Sons- and daughters-in-law to Peter and Catherine Reinert

I assume that most of the spouses lived in the area of Seguin, Kansas, and that—with the exception of Thomas Thummel—they had no connection to the Tipton, Kansas area.
  • Barbara Deges (1888-1966, wife of William Joseph Reinert) has no information on birthplace or family origins.
  • Thomas Thummel (1877-1942, husband of Mary Catherine Reinert) was born in Ishpeming, Michigan. [EDC, p. 19. In the 1895 census, his age and birthplace are given as “17” (thus 1876) and “Mishgan.” His father B. (age 53) and mother Fannie (age 43) were born in Germany and Wisconsin, respectively.] No specific information on his European origin is available.
  • Mathias Schuetz (1883-1968, husband to Elizabeth Susanna Reinert) has no information on birthplace or family origins.
  • Bertha Holdforth (1890-1968, wife of Carl Mathias Reinert) has no information on birthplace or family origins.
  • Anna Catherine Arendt (1896-1946, wife of Henry Nicholas Reinert) has no information on birthplace or family origins.
  • Anton George Feldt (1890-1973, husband of Anna Catherine Reinert) has no information on birthplace or family origins.
  • William Schwinden (1890?-1945?, husband of Anna Catherine Reinert) has no information on birthplace or family origins.
  • Florentz Henry Neff (1899-1981, husband of Margaret Cleophas Reinert) has no information on birthplace or family origins.
  • Anna Geerdes (1904-2007, wife of Theodore Mathias Reinert) was born in Leoti, Kansas but has no information on family origins.
  • Ruth Adeline Smith (1912-1995?, wife of Gervase Thomas Reinert) has no information on birthplace or family origins.
  • Gertrude Hubertine Reinert and Alex Gregory Reinert did not marry.

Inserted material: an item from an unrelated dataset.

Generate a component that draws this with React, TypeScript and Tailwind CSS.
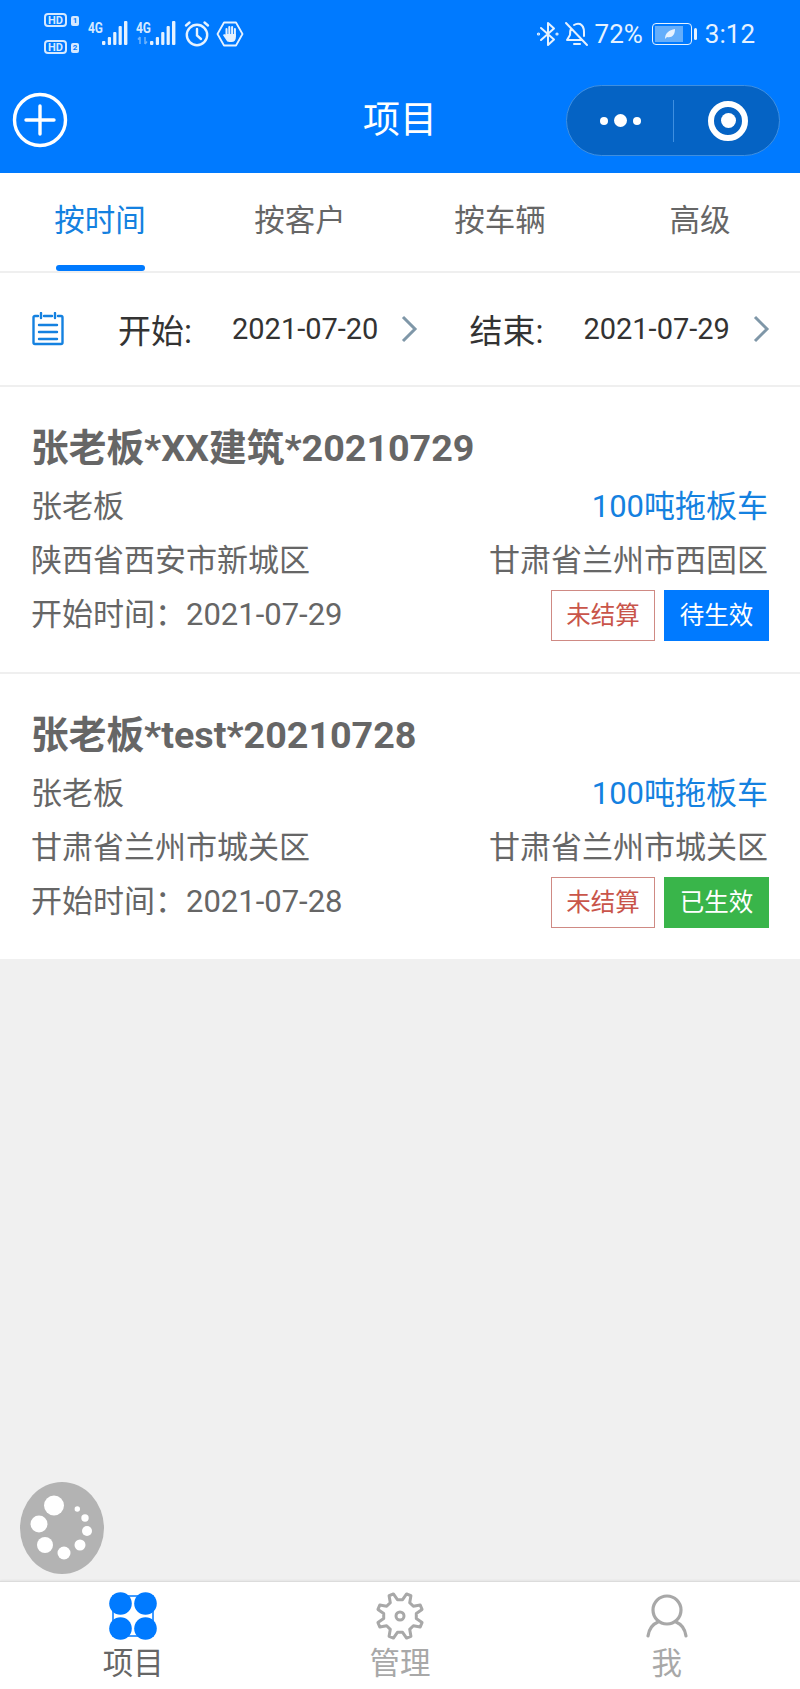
import React from "react";

const sans = "font-['Roboto','Noto_Sans_CJK_SC',sans-serif]";

function gearPath(cx: number, cy: number, rOut: number, rIn: number, teeth: number) {
  const pts: string[] = [];
  const step = (Math.PI * 2) / teeth;
  for (let i = 0; i < teeth; i++) {
    const a = -Math.PI / 2 + step / 2 + i * step;
    const list: [number, number][] = [
      [rIn, a - step * 0.3],
      [rOut, a - step * 0.13],
      [rOut, a + step * 0.13],
      [rIn, a + step * 0.3],
    ];
    for (const [r, t] of list) {
      pts.push(`${(cx + r * Math.cos(t)).toFixed(2)} ${(cy + r * Math.sin(t)).toFixed(2)}`);
    }
  }
  return `M${pts.join("L")}Z`;
}

function HdBadge({ n }: { n: string }) {
  return (
    <div className="flex items-center gap-[4px] h-[14px]">
      <span className="flex items-center justify-center w-[23px] h-[14px] rounded-[4px] border-2 border-[#d5e9ff] text-[11px] leading-none font-bold text-[#d5e9ff]">HD</span>
      <span className="flex items-center justify-center w-[8px] h-[10px] mt-[1px] rounded-[2px] bg-[#d5e9ff] text-[8px] leading-none font-bold text-[#007aff]">{n}</span>
    </div>
  );
}

function Signal({ arrows }: { arrows?: boolean }) {
  return (
    <div className="relative w-[46px] h-[28px]">
      <span className="absolute left-0 top-[1px] text-[14px] leading-none font-bold text-[#d5e9ff] scale-x-[0.85] origin-left">4G</span>
      <svg width="46" height="28" viewBox="0 0 46 28" className="absolute inset-0">
        {arrows && <path d="M4 24V17M2 19.500l2-2.500M9 17v7M11 21.500L9 24" stroke="#6db2fb" strokeWidth="1.500" fill="none" />}
        <g fill="#e6f2ff">
          <rect x="14" y="21" width="3.400" height="4" rx="1" />
          <rect x="19.800" y="17" width="3.200" height="8" rx="1" />
          <rect x="25.200" y="12" width="3.200" height="13" rx="1" />
          <rect x="30.600" y="6" width="3.200" height="19" rx="1" />
          <rect x="36" y="1" width="3.400" height="24" rx="1" />
        </g>
      </svg>
    </div>
  );
}

function StatusBar() {
  return (
    <div className="h-[68px] flex items-start justify-between pl-[44px] pr-[45px] pt-[13px] text-[#e6f2ff]">
      <div className="flex items-start">
        <div className="flex flex-col gap-[13px]">
          <HdBadge n="1" />
          <HdBadge n="2" />
        </div>
        <div className="flex ml-[9px] mt-[7px] gap-[2px]">
          <Signal />
          <Signal arrows />
        </div>
        <svg width="28" height="28" viewBox="0 0 28 28" className="ml-[1px] mt-[7px]" fill="none" stroke="#e6f2ff" strokeWidth="2.400" strokeLinecap="round">
          <circle cx="14" cy="15" r="10.200" />
          <path d="M14 9v6.500l4 3.500M3 5.500l3.500-3M25 5.500l-3.500-3" />
        </svg>
        <svg width="28" height="28" viewBox="0 0 28 28" className="ml-[5px] mt-[7px]" fill="none">
          <path d="M8 2.500h12L26.500 14 20 25.500H8L1.500 14z" stroke="#e6f2ff" strokeWidth="1.800" strokeLinejoin="round" />
          <g fill="#e6f2ff">
            <rect x="9.500" y="8" width="2" height="9" rx="1" />
            <rect x="12.300" y="6" width="2" height="9" rx="1" />
            <rect x="15.100" y="6" width="2" height="9" rx="1" />
            <rect x="17.900" y="8" width="2" height="9" rx="1" />
            <path d="M9.500 14h10.400v3q0 5-4.500 5h-2q-2.500 0-3.500-2.500l-3-4.500 1.500-1 1.100 1.300z" />
          </g>
        </svg>
      </div>
      <div className="flex items-center h-[40px] mt-[1px]">
        <svg width="24" height="28" viewBox="0 0 24 28" fill="none" stroke="#e6f2ff" strokeWidth="2" strokeLinejoin="round" strokeLinecap="round">
          <path d="M5 8l13 11.500L12 25V3l6 5.500L5 20" />
          <circle cx="2.500" cy="14" r="0.600" />
          <circle cx="21" cy="14" r="0.600" />
        </svg>
        <svg width="26" height="26" viewBox="0 0 26 26" className="ml-[4px]" fill="none" stroke="#e6f2ff" strokeWidth="2" strokeLinecap="round" strokeLinejoin="round">
          <path d="M2 2l21 22M7 7.500c-1 2-1 4-1 6.500l-3 5h15M10 4q3-2 6-1 4 2 4 8v4" />
          <path d="M10 23h6" />
        </svg>
        <span className="ml-[5px] text-[26px] leading-none text-[#e6f2ff]">72%</span>
        <div className="ml-[9px] w-[40px] h-[22px] rounded-[4px] border-[1.500px] border-[#e6f2ff] p-[2px]">
          <div className="w-[28px] h-full bg-[#64aefb] flex items-center justify-end pr-[7px]">
            <svg width="12" height="12" viewBox="0 0 12 12"><path d="M1 11C1 5 5 2 11 1c0 6-3 9-8 8z" fill="#e6f2ff" /></svg>
          </div>
        </div>
        <div className="ml-[2px] w-[3px] h-[12px] rounded-[2px] bg-[#e6f2ff]" />
        <span className="ml-[8px] text-[26px] leading-none text-[#e6f2ff]">3:12</span>
      </div>
    </div>
  );
}

function NavBar() {
  return (
    <div className="relative h-[105px] flex items-center justify-between pl-[12px] pr-[20px]">
      <svg width="56" height="56" viewBox="0 0 56 56" fill="none" stroke="white" strokeWidth="3.400" strokeLinecap="round" className="mt-[-1px]">
        <circle cx="28" cy="28" r="25.500" />
        <path d="M28 14v28M14 28h28" />
      </svg>
      <span className="absolute left-0 right-0 text-center text-[37px] leading-none text-white">项目</span>
      <div className="w-[214px] h-[71px] rounded-full bg-[#0563c4] border border-[#3f8fe0] flex items-center">
        <div className="w-[106px] flex items-center justify-center gap-[6px] pl-[1px]">
          <span className="w-[8px] h-[8px] rounded-full bg-white" />
          <span className="w-[13px] h-[13px] rounded-full bg-white" />
          <span className="w-[8px] h-[8px] rounded-full bg-white" />
        </div>
        <div className="w-px h-[42px] bg-[#3f8fe0]" />
        <div className="flex-1 flex items-center justify-center pl-[3px]">
          <div className="w-[40px] h-[40px] rounded-full border-[6px] border-white flex items-center justify-center">
            <div className="w-[15px] h-[15px] rounded-full bg-white" />
          </div>
        </div>
      </div>
    </div>
  );
}

function Tabs() {
  const items = ["按时间", "按客户", "按车辆", "高级"];
  return (
    <div className="h-[100px] bg-white border-b-2 border-[#efefef] grid grid-cols-4">
      {items.map((t, i) => (
        <div key={t} className="relative flex justify-center pt-[28px]">
          <span className={`text-[30.500px] leading-[40px] ${i === 0 ? "text-[#1481e0]" : "text-[#666666]"}`}>{t}</span>
          {i === 0 && <span className="absolute left-[56px] bottom-0 w-[89px] h-[6px] rounded-full bg-[#007aff]" />}
        </div>
      ))}
    </div>
  );
}

function Chevron() {
  return (
    <svg width="18" height="28" viewBox="0 0 18 28" fill="none" stroke="#7f97a8" strokeWidth="3">
      <path d="M3 2l12 12L3 26" />
    </svg>
  );
}

function DateRow() {
  return (
    <div className="h-[114px] bg-white border-b-2 border-[#efefef] flex items-center pl-[32px] text-[#333333]">
      <svg width="32" height="34" viewBox="0 0 32 34" fill="none" stroke="#1481e0" strokeWidth="2.400" strokeLinecap="round">
        <path d="M6 4H3a1.500 1.500 0 0 0-1.500 1.500v25A1.500 1.500 0 0 0 3 32h26a1.500 1.500 0 0 0 1.500-1.500v-25A1.500 1.500 0 0 0 29 4h-3M12 4h8M9 1v5M23 1v5M7 13h18M7 20h18M7 27h18" />
      </svg>
      <span className="ml-[54px] text-[33px] leading-none mt-[5px]">开始:</span>
      <span className="ml-[40px] text-[29px] leading-none">2021-07-20</span>
      <span className="ml-[22px]"><Chevron /></span>
      <span className="ml-[51px] text-[33px] leading-none mt-[5px]">结束:</span>
      <span className="ml-[40px] text-[29px] leading-none">2021-07-29</span>
      <span className="ml-[22px]"><Chevron /></span>
    </div>
  );
}

type CardProps = { title: string; from: string; to: string; date: string; status: string; statusCls: string; border?: boolean };

function Card({ title, from, to, date, status, statusCls, border }: CardProps) {
  return (
    <div className={`bg-white pl-[31px] pr-[32px] pt-[37px] ${border ? "h-[287px] border-b-2 border-[#efefef]" : "h-[285px]"}`}>
      <div className="text-[37.700px] leading-[48px] font-bold text-[#666666]">{title}</div>
      <div className="mt-[8px] flex justify-between items-center text-[31px] leading-[54px] text-[#666666]">
        <span>张老板</span>
        <span className="text-[#1481e0]">100吨拖板车</span>
      </div>
      <div className="flex justify-between items-center text-[31px] leading-[54px] text-[#666666]">
        <span>{from}</span>
        <span>{to}</span>
      </div>
      <div className="flex justify-between items-center h-[54px] text-[31px] text-[#666666]">
        <span>开始时间：{date}</span>
        <div className="flex gap-[9px] text-[24.500px] mr-[-1px]">
          <span className="w-[104px] h-[51px] pt-[3px] flex items-center justify-center border border-[#cf8a84] text-[#c9554a]">未结算</span>
          <span className={`w-[105px] h-[51px] pt-[3px] flex items-center justify-center text-white ${statusCls}`}>{status}</span>
        </div>
      </div>
    </div>
  );
}

function Spinner() {
  return (
    <svg width="84" height="92" viewBox="0 0 84 92" className="absolute left-[20px] bottom-[7px]">
      <ellipse cx="42" cy="46" rx="42" ry="46" fill="#b3b3b3" />
      <g fill="white">
        <circle cx="34" cy="23.500" r="10" />
        <circle cx="19" cy="42" r="8.500" />
        <circle cx="25" cy="63" r="8" />
        <circle cx="44" cy="71" r="6.500" />
        <circle cx="60" cy="63" r="5.500" />
        <circle cx="67" cy="49" r="5" />
        <circle cx="65" cy="36" r="3.700" />
        <circle cx="57.300" cy="27" r="2.700" />
      </g>
    </svg>
  );
}

function BottomBar() {
  return (
    <div className="h-[108px] bg-white border-t border-[#dcdcdc] grid grid-cols-3 shadow-[0_-1px_2px_rgba(0,0,0,0.05)]">
      <div className="flex flex-col items-center pt-[10px]">
        <svg width="48" height="48" viewBox="0 0 48 48">
          <rect x="4" y="4" width="40" height="40" fill="white" stroke="#007aff" strokeWidth="1.500" />
          <g fill="#007aff">
            <circle cx="11.500" cy="11.500" r="11.300" />
            <circle cx="36.500" cy="11.500" r="11.300" />
            <circle cx="11.500" cy="36.500" r="11.300" />
            <circle cx="36.500" cy="36.500" r="11.300" />
          </g>
        </svg>
        <span className="text-[30.500px] leading-[40px] text-[#666666] mt-[4px]">项目</span>
      </div>
      <div className="flex flex-col items-center pt-[10px]">
        <svg width="50" height="48" viewBox="0 0 50 48" fill="none" stroke="#a8a8a8" strokeWidth="3" strokeLinejoin="round">
          <path d={gearPath(25, 24, 23, 16.500, 8)} />
          <circle cx="25" cy="24" r="4" />
        </svg>
        <span className="text-[30.500px] leading-[40px] text-[#a8a8a8] mt-[4px]">管理</span>
      </div>
      <div className="flex flex-col items-center pt-[10px]">
        <svg width="48" height="48" viewBox="0 0 48 48" fill="none" stroke="#a8a8a8" strokeWidth="3.200" strokeLinecap="round">
          <circle cx="24" cy="18" r="14" />
          <path d="M5 44c1-7 5-12 10-14M43 44c-1-7-5-12-10-14" />
        </svg>
        <span className="text-[30.500px] leading-[40px] text-[#a8a8a8] mt-[4px]">我</span>
      </div>
    </div>
  );
}

export default function App() {
  return (
    <div className={`${sans} relative w-[800px] h-[1689px] flex flex-col bg-[#f0f0f0] overflow-hidden`}>
      <div className="bg-[#007aff]">
        <StatusBar />
        <NavBar />
      </div>
      <Tabs />
      <DateRow />
      <Card title="张老板*XX建筑*20210729" from="陕西省西安市新城区" to="甘肃省兰州市西固区" date="2021-07-29" status="待生效" statusCls="bg-[#007aff]" border />
      <Card title="张老板*test*20210728" from="甘肃省兰州市城关区" to="甘肃省兰州市城关区" date="2021-07-28" status="已生效" statusCls="bg-[#39b54a]" />
      <div className="relative flex-1">
        <Spinner />
      </div>
      <BottomBar />
    </div>
  );
}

Sons- and daughters-in-law to Michael and Maria Gillen

  • John Tucker (1900?-1965?, husband of Catherine Gillen) has no information on birthplace or family origins.
  • Gertrude L. Gillen, John Gillen, and Margaret E. Gillen did not marry.

Sons- and daughters-in-law to Stephen and Gertrude Schandler

  • Henry Mindrup (no dates, husband of Mary Schandler) has no information on birthplace or family origins. [See EDC, p. 55 for a biographical sketch of Catherine Mindrup and her husband Peter Schandler. Perhaps the Mindrup family is the same. Catherine’s home is given as New Almelo, Norton county, Kansas. Catherine’s son, Joseph Schandler is documented in the same sketch as the husband of Delorose Steichen and a farmer east of New Almelo.]
  • Bernice Shore (no dates, wife of Arthur Schandler) has no information on birthplace or family origins.
  • Gertrude Govreau (no dates, wife of Edward Schandler) has no information on birthplace or family origins.
  • Arthur Steinke (no dates, husband of Loretta Schandler) has no information on birthplace or family origins.
  • Delorosa Schandler and Grace Schandler did not marry.